To say that Bioshock Infinite was one of the most anticipated games of 2013 would have been an understatement. It was pushed back from it’s 2012 release to refine the single player experience, and it was well worth the wait. While the game was not released with a brand new engine, it was polished and ever so beautiful.

The story of Infinite begins much like the first Bioshock game, where your character; Booker DeWitt, is heading towards a lighthouse with nothing more than a few coins, a pistol, a clue and a picture of Elizabeth. As Booker makes his way to the top of the lighthouse he is put in a pod and fired off into the beautiful and magnificent city of Columbia, the floating city in the sky. You might ask, what is your task in Columbia? It is to find the girl Elizabeth and bring her to back to New York. On your journey to bring her back you go on various missions to help the people around you in Columbia.

One of the greatest features that Irrational Games put in the game was the immense and beautiful world of Columbia. Although the game is not a sandbox style game, each area that you visit has plenty to explore. This world has many little ‘easter eggs’ that can easily be overlooked. These little eggs either lead to a foreshadowing of what’s to come, or a better understanding of the game as a whole. Some of the detail comes from writings and sayings that are posted all over the game, from your rifles, shotguns, and cross-stitches to the voxephone journals and silent Kinetoscope films. It is almost as if every single detail in the game had a purpose for the immense storytelling of Irrational Games.

One of the major undertones of this game is what racism might look like in a white dominated society. This racism is pretty obvious in the first ten minutes of the game, but quickly becomes more apparent in the later missions of the game. But if you’re not looking for this aspect of the game, it is very easy to overlook. On my first playthrough i damn near forgot about the racism towards blacks because of the intense narrative of the main story.

Aside from the amazing graphics and quality of the level design, the gameplay itself is quite good. The shooting style is quite similar to the first Bioshock game, but instead of plasmids, Adam and Eve, there is Health and Vigor; which is your health and ‘mana,’ respectively. You still get some sweet abilities and guns in the game that make the experience original. You can almost play the game however you want. You can use your abilities to to set up shock traps and grenade traps, or can use a shield ability and only use your guns for combat. Either way you play it, the combat is fun and exciting.

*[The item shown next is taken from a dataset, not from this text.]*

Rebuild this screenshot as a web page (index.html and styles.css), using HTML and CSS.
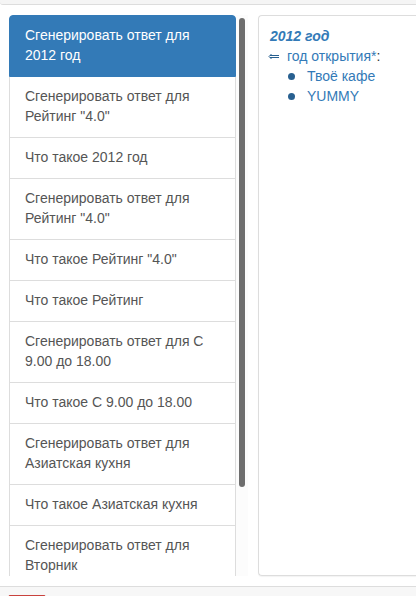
FILE: index.html
```html
<!DOCTYPE html>
<html lang="ru">
<head>
<meta charset="utf-8">
<title>2012 год</title>
<link rel="stylesheet" href="styles.css">
</head>
<body>
<header class="topbar"></header>
<main class="workspace">
  <nav class="scroller">
    <div class="list-group">
      <a class="item active" href="#">Сгенерировать ответ для 2012 год</a>
      <a class="item" href="#">Сгенерировать ответ для Рейтинг "4.0"</a>
      <a class="item" href="#">Что такое 2012 год</a>
      <a class="item" href="#">Сгенерировать ответ для Рейтинг "4.0"</a>
      <a class="item" href="#">Что такое Рейтинг "4.0"</a>
      <a class="item" href="#">Что такое Рейтинг</a>
      <a class="item" href="#">Сгенерировать ответ для С 9.00 до 18.00</a>
      <a class="item" href="#">Что такое С 9.00 до 18.00</a>
      <a class="item" href="#">Сгенерировать ответ для Азиатская кухня</a>
      <a class="item" href="#">Что такое Азиатская кухня</a>
      <a class="item" href="#">Сгенерировать ответ для Вторник</a>
    </div>
    <div class="track"><div class="thumb"></div></div>
  </nav>
  <section class="panel">
    <a class="title" href="#">2012 год</a>
    <div class="relation">
      <svg class="arrow" width="11" height="7" viewBox="0 0 11 7" aria-hidden="true"><path d="M11 2.5H2M11 4.5H2M3.5 1L1 3.5L3.5 6"/></svg>
      <span><a href="#">год открытия*</a>:</span>
    </div>
    <ul class="values">
      <li><a href="#">Твоё кафе</a></li>
      <li><a href="#">YUMMY</a></li>
    </ul>
  </section>
</main>
<footer class="bottombar"><button class="danger" type="button"></button></footer>
</body>
</html>
```
FILE: styles.css
```css
* {
  box-sizing: border-box;
}

body {
  display: flex;
  flex-direction: column;
  height: 100vh;
  margin: 0;
  overflow: hidden;
  background: #fff;
  color: #333;
  font: 14px/20px "Liberation Sans", Arial, sans-serif;
}

a {
  color: #337ab7;
  text-decoration: none;
}

.topbar {
  flex: 0 0 5px;
  background: #f5f5f5;
  border-bottom: 1px solid #ddd;
  border-bottom-left-radius: 3px;
}

.workspace {
  display: flex;
  flex: 1;
  gap: 10px;
  min-height: 0;
  padding: 10px 0 10px 9px;
}

.scroller {
  display: flex;
  flex: 0 0 239px;
  overflow: hidden;
}

.list-group {
  flex: 1;
}

.item {
  display: block;
  padding: 9px 15px 11px;
  border: 1px solid #ddd;
  border-top-width: 0;
  color: #555;
}

.item.active {
  border-color: #337ab7;
  border-top-width: 1px;
  border-radius: 4px 4px 0 0;
  background: #337ab7;
  color: #fff;
}

.track {
  flex: 0 0 12px;
  padding: 3px;
  background: #fcfcfc;
}

.thumb {
  height: 84.5%;
  border-radius: 3px;
  background: #6e6e6e;
}

.panel {
  flex: 1;
  padding: 10px 0 10px 9px;
  border: 1px solid #ddd;
  border-right: 0;
  border-radius: 4px 0 0 4px;
  box-shadow: 0 1px 1px rgba(0, 0, 0, 0.05);
}

.title {
  display: block;
  padding-left: 2px;
  font-style: italic;
  font-weight: bold;
}

.relation {
  display: flex;
  align-items: center;
  gap: 8px;
}

.arrow {
  fill: none;
  stroke: #286090;
}

.values {
  margin: 0;
  padding: 0;
  list-style: none;
}

.values li {
  display: flex;
  align-items: center;
  gap: 12px;
  padding-left: 20px;
}

.values li::before {
  width: 7px;
  height: 7px;
  border-radius: 50%;
  background: #286090;
  content: "";
}

.bottombar {
  flex: 0 0 10px;
  padding: 8px 8px 0;
  overflow: hidden;
  border-top: 1px solid #ddd;
  background: #f7f7f7;
}

.danger {
  display: block;
  width: 38px;
  height: 34px;
  padding: 0;
  border: 1px solid #c9423d;
  border-radius: 2px;
  background: #d9534f;
}
```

There is only one issue that i have with the game that i find boring or disappointing. On more than one occasion you are on a mission with Elizabeth and you have to go from point A to point B. Once you get to point B, you find something out that leads you to point C, and once you get to point C, you have to go to point D before you can finally get to point B. Now as i may have rolled my eyes a couple of times because i didn’t want to go help out the rebels or fight my way through another building of enemies. Even though there were parts that I didn’t want to play, they each had an impact on the storytelling. I almost regret rushing through some of these areas. but it was because i wanted to keep moving the story and find out what happens next.

I played Bioshock Infinite on the computer, and if you can play it on the computer, i highly recommend it. If your computer can handle the high to ultra graphics settings, then the game will look absolutely stunning. However, the other issue that i had with the game was it’s preset control scheme. I did not alter the controls at all for my keyboard but there were times when they could be frustrating. There would be times when i would try to toggle Vigors and instead i popped open the game’s menu instead. If you can play on a wired xbox controller, i would suggest doing so. As far as how long the main storyline is, well that is truly up to the player. You can take your time and explore every little nook and cranny in the world, and truly be rewarded. Doing so would take upwards of 10 hours or more. But if you want to breeze through the story you could probably finish in 7 to 8 hours. As far as difficulty is concerned, you are given three options, easy, normal and hard. On my first playthrough i chose normal, and there wasn’t any real part that i couldn’t beat given a few deaths.

If i were to give out a score for this game it would be an easy 10/10. It’s a difficult game to compare with other titles that have achieved the same score because Infinite is so original and different in it’s storytelling. In my books, it’s a contender for game of the year, and my only hope is that when december rolls around, people don’t forget about the incredible plot driven game, Bioshock Infinite.